Ceramic tiles draw little or no advantage from sloped armour as they lack sufficient toughness to significantly deflect heavy penetrators. Indeed, because a single glancing shot could crack many tiles, the placement of the matrix is chosen so as to optimise the chance of a perpendicular hit, a reversal of the previous desired design feature for conventional armour. Ceramic armour normally even offers better protection for a given areal density when placed perpendicularly than when placed obliquely, because the cracking propagates along the surface normal of the plate. Instead of rounded forms, the turrets of tanks using Chobham armour typically have a slab-sided appearance.

The backing plate reflects the impact energy back to the ceramic tile in a wider cone. This dissipates the energy, limiting the cracking of the ceramic, but also means a more extended area is damaged. Spalling caused by the reflected energy can be partially prevented by a malleable thin graphite layer on the face of the ceramic absorbing the energy without making it strongly rebound again as a metal face plate would.
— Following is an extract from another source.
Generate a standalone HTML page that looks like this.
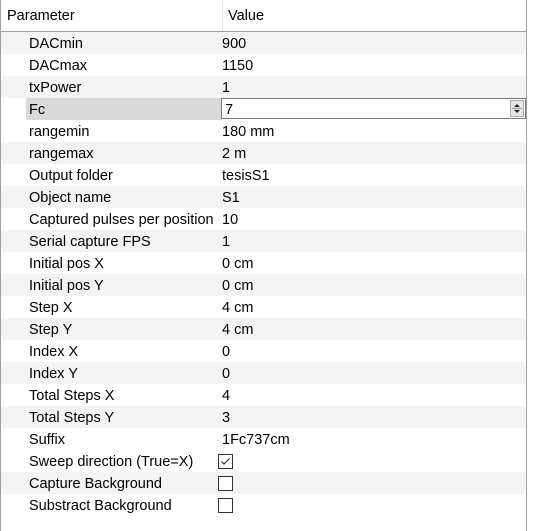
<!DOCTYPE html>
<html><head><style>
body{margin:0;width:534px;height:531px;background:#fff;font-family:"Liberation Sans",sans-serif;font-size:14.5px;color:#000;position:relative;overflow:hidden}
.frame{position:absolute;left:0;top:0;width:527px;height:531px;border-left:1px solid #a0a0a0;border-right:1px solid #a0a0a0;box-sizing:border-box;z-index:5}
.hdr{position:absolute;left:1px;top:0;width:525px;height:31px;border-bottom:1px solid #a0a0a0;background:#fff}
.hdr span{position:absolute;top:8px}
.sep{position:absolute;left:221px;top:0;width:1px;height:31px;background:#e5e5e5}
.row{position:absolute;left:1px;width:525px;height:22px;line-height:25px}
.g{background:#f4f4f4}
.p{position:absolute;left:28px}
.v{position:absolute;left:221px}
.sel{position:absolute;left:25px;width:196px;height:22px;background:#d9d9d9}
.edit{position:absolute;left:221px;top:98px;width:305px;height:21px;border:1px solid #7a7a7a;box-sizing:border-box;background:#fff;line-height:22px;padding-left:3px;z-index:6}
.spin{position:absolute;right:1px;top:1px;width:14px;height:17px;border:1px solid #adadad;box-sizing:border-box;background:#e6e6e6}
.cb{position:absolute;left:217px;top:4px;width:15px;height:15px;border:1px solid #333;box-sizing:border-box;background:#fff}
</style></head><body>
<div class="frame"></div>
<div class="hdr"><span style="left:6px">Parameter</span><div class="sep"></div><span style="left:227px">Value</span></div>
<div class="row g" style="top:32px"><span class="p">DACmin</span><span class="v">900</span></div>
<div class="row" style="top:54px"><span class="p">DACmax</span><span class="v">1150</span></div>
<div class="row g" style="top:76px"><span class="p">txPower</span><span class="v">1</span></div>
<div class="row" style="top:98px"><div class="sel"></div><span class="p">Fc</span></div>
<div class="edit">7<div class="spin"><svg width="12" height="15" style="position:absolute;left:0;top:0"><path d="M3 6L6 3L9 6Z" fill="#222"/><line x1="1" y1="7.5" x2="11" y2="7.5" stroke="#999"/><path d="M3 9L9 9L6 12Z" fill="#222"/></svg></div></div>
<div class="row" style="top:120px"><span class="p">rangemin</span><span class="v">180 mm</span></div>
<div class="row g" style="top:142px"><span class="p">rangemax</span><span class="v">2 m</span></div>
<div class="row" style="top:164px"><span class="p">Output folder</span><span class="v">tesisS1</span></div>
<div class="row g" style="top:186px"><span class="p">Object name</span><span class="v">S1</span></div>
<div class="row" style="top:208px"><span class="p">Captured pulses per position</span><span class="v">10</span></div>
<div class="row g" style="top:230px"><span class="p">Serial capture FPS</span><span class="v">1</span></div>
<div class="row" style="top:252px"><span class="p">Initial pos X</span><span class="v">0 cm</span></div>
<div class="row g" style="top:274px"><span class="p">Initial pos Y</span><span class="v">0 cm</span></div>
<div class="row" style="top:296px"><span class="p">Step X</span><span class="v">4 cm</span></div>
<div class="row g" style="top:318px"><span class="p">Step Y</span><span class="v">4 cm</span></div>
<div class="row" style="top:340px"><span class="p">Index X</span><span class="v">0</span></div>
<div class="row g" style="top:362px"><span class="p">Index Y</span><span class="v">0</span></div>
<div class="row" style="top:384px"><span class="p">Total Steps X</span><span class="v">4</span></div>
<div class="row g" style="top:406px"><span class="p">Total Steps Y</span><span class="v">3</span></div>
<div class="row" style="top:428px"><span class="p">Suffix</span><span class="v">1Fc737cm</span></div>
<div class="row" style="top:450px"><span class="p">Sweep direction (True=X)</span><div class="cb"><svg width="13" height="13" style="position:absolute;left:0;top:0"><path d="M2.5 6.5L5 9L10.5 3.5" fill="none" stroke="#333" stroke-width="1.2"/></svg></div></div>
<div class="row g" style="top:472px"><span class="p">Capture Background</span><div class="cb"></div></div>
<div class="row" style="top:494px"><span class="p">Substract Background</span><div class="cb"></div></div>
</body></html>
Tiles under compression suffer far less from impacts; in their case it can be advantageous to have a metal face plate bringing the tile also under perpendicular compression. The confined ceramic tile then reinforces the metal face plate, a reversal of the normal situation.

A gradual technological development has taken place in ceramic armour: ceramic tiles, in themselves vulnerable to low energy impacts, were first reinforced by glueing them to a backplate; in the nineties their resistance was increased by bringing them under compression on two axes; in the final phase a third compression axis was added to optimise impact resistance. To confine the ceramic core several advanced techniques are used, supplementing the traditional machining and welding, including sintering the suspension material around the core; squeeze casting of molten metal around the core and spraying the molten metal onto the ceramic tile.

The whole is placed within the shell formed by the outer and inner wall of the tank turret or hull, the inner wall being the thicker.